Provided data:
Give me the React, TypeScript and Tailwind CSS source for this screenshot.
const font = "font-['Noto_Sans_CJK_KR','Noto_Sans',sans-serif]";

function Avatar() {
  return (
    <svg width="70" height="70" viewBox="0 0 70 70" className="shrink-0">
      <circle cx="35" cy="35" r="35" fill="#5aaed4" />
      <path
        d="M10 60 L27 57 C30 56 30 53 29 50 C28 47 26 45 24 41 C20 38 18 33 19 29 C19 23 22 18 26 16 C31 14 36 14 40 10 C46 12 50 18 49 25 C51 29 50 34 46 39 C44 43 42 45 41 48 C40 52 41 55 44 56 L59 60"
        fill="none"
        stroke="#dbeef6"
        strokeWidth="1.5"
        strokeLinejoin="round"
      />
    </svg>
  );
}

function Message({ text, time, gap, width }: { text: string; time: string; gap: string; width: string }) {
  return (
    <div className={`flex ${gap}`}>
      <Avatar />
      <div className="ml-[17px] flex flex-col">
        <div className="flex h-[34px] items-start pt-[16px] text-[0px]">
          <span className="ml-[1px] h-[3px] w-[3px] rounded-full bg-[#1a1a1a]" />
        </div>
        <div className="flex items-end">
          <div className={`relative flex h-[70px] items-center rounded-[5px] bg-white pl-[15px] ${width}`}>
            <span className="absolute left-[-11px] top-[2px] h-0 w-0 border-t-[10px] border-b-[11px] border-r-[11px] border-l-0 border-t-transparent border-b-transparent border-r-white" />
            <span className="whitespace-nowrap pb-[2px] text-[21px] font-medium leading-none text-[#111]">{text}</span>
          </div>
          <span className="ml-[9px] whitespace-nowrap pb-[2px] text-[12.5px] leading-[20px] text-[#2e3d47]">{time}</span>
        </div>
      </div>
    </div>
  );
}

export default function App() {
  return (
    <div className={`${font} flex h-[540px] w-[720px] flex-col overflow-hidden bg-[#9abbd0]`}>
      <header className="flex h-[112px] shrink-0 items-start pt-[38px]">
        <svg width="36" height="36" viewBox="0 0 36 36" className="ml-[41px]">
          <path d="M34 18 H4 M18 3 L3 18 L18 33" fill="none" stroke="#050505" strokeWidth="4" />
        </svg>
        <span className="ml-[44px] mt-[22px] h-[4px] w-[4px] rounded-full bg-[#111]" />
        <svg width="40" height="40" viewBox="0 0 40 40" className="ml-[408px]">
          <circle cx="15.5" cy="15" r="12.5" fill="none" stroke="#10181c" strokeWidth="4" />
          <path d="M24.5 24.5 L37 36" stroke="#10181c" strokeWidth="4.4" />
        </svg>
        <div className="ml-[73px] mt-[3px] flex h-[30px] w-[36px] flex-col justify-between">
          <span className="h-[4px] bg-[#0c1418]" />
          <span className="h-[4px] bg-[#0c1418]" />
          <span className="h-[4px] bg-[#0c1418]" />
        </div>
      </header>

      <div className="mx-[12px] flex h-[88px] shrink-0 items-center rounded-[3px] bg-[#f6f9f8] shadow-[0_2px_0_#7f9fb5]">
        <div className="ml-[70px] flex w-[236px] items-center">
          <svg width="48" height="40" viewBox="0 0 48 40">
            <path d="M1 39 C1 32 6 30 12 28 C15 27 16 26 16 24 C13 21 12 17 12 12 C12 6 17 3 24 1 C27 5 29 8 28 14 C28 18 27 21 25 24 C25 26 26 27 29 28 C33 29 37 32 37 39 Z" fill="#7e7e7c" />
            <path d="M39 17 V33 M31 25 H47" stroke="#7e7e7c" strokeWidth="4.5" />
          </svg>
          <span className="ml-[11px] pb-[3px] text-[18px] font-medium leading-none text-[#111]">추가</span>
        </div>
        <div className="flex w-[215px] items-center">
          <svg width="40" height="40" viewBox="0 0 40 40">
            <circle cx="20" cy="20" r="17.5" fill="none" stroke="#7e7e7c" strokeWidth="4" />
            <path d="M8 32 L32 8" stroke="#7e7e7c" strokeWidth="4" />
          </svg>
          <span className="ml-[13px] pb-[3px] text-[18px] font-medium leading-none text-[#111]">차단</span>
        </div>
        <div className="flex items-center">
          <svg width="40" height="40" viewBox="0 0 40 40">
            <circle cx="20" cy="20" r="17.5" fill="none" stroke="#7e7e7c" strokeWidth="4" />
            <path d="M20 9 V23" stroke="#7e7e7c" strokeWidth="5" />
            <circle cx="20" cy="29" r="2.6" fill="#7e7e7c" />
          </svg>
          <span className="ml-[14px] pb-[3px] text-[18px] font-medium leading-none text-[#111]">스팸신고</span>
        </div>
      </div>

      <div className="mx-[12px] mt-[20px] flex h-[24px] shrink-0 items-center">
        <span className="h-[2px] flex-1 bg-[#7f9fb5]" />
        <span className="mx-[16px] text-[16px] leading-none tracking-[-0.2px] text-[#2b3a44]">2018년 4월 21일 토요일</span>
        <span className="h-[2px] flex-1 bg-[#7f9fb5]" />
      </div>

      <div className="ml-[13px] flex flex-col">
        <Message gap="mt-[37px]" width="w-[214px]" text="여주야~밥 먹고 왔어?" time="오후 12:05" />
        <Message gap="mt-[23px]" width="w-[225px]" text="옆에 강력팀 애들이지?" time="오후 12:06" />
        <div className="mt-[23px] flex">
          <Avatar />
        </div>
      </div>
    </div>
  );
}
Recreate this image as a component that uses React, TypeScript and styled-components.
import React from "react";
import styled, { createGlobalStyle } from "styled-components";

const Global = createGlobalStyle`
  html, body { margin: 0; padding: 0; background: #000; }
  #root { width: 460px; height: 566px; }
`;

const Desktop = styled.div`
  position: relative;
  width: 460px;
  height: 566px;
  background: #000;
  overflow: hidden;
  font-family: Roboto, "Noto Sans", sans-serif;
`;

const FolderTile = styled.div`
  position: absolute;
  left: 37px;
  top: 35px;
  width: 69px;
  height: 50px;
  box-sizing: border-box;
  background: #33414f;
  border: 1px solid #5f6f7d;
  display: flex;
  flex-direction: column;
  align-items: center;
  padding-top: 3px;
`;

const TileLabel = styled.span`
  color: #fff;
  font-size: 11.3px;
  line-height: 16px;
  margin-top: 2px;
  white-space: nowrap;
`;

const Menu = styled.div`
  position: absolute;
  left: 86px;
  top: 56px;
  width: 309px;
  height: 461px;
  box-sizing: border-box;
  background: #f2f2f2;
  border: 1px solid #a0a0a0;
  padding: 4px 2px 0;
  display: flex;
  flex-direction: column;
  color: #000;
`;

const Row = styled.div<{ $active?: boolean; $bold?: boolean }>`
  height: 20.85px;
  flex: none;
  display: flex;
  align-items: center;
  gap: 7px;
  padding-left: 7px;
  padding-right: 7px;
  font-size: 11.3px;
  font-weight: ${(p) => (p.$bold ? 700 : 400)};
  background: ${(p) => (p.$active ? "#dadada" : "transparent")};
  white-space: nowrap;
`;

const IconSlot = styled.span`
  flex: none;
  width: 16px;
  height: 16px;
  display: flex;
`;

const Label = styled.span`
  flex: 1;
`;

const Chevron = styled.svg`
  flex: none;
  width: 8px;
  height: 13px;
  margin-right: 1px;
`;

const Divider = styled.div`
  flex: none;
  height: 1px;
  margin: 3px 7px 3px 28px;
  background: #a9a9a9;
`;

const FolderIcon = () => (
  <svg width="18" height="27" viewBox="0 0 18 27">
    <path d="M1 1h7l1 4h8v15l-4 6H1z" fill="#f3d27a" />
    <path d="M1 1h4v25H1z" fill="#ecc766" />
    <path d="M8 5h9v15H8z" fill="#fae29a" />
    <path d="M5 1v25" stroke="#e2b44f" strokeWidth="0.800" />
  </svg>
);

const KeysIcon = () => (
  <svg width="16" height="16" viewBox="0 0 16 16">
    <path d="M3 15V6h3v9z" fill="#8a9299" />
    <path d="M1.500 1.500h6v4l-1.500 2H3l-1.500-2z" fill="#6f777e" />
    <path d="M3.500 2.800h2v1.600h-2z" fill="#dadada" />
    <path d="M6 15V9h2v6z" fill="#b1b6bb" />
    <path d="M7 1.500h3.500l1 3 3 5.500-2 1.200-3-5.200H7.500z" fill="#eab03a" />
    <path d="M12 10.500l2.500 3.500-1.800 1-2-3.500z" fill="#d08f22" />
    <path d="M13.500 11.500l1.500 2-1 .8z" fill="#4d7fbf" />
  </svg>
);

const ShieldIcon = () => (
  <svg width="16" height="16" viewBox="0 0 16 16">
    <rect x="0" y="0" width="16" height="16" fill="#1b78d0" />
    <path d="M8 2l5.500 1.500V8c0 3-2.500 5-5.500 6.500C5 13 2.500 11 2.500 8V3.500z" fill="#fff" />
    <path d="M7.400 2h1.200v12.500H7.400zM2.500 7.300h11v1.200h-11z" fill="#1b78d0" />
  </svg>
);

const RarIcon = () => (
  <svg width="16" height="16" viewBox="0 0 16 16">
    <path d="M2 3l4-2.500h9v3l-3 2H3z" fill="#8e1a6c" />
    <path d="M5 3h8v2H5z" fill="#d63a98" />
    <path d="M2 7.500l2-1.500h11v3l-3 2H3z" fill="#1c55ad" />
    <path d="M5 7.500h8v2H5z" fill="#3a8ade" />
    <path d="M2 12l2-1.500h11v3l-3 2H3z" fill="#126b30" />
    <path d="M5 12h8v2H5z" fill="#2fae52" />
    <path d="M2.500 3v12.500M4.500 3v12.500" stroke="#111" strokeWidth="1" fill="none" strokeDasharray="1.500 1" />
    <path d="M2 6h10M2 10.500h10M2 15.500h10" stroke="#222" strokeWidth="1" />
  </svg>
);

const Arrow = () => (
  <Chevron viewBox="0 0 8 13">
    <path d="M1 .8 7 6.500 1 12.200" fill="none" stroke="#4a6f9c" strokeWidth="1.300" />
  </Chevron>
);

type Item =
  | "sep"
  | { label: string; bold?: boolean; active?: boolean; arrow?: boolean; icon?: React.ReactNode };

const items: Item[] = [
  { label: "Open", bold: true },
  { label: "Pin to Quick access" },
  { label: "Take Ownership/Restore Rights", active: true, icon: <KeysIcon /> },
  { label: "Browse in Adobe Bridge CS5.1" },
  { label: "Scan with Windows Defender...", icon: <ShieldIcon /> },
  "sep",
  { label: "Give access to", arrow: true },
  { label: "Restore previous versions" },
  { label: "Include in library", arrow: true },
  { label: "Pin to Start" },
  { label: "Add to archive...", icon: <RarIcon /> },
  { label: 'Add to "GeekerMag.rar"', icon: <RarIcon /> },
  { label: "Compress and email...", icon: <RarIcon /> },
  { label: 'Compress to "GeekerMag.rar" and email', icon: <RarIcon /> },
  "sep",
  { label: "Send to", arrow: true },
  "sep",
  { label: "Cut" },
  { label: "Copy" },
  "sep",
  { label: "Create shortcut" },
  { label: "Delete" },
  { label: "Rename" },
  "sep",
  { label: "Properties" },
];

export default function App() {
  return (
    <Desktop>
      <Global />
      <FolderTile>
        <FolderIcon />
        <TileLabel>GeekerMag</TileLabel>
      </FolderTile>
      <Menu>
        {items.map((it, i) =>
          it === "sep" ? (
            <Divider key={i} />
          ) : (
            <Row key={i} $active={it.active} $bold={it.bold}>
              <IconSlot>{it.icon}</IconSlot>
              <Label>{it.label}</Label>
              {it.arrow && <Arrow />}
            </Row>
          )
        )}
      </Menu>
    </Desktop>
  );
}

Problem details:
Select from the material above each line in which the string "Give" appears, and list those lines.

Solution to this exercise:
Give me the React, TypeScript and Tailwind CSS source for this screenshot.
  { label: "Give access to", arrow: true },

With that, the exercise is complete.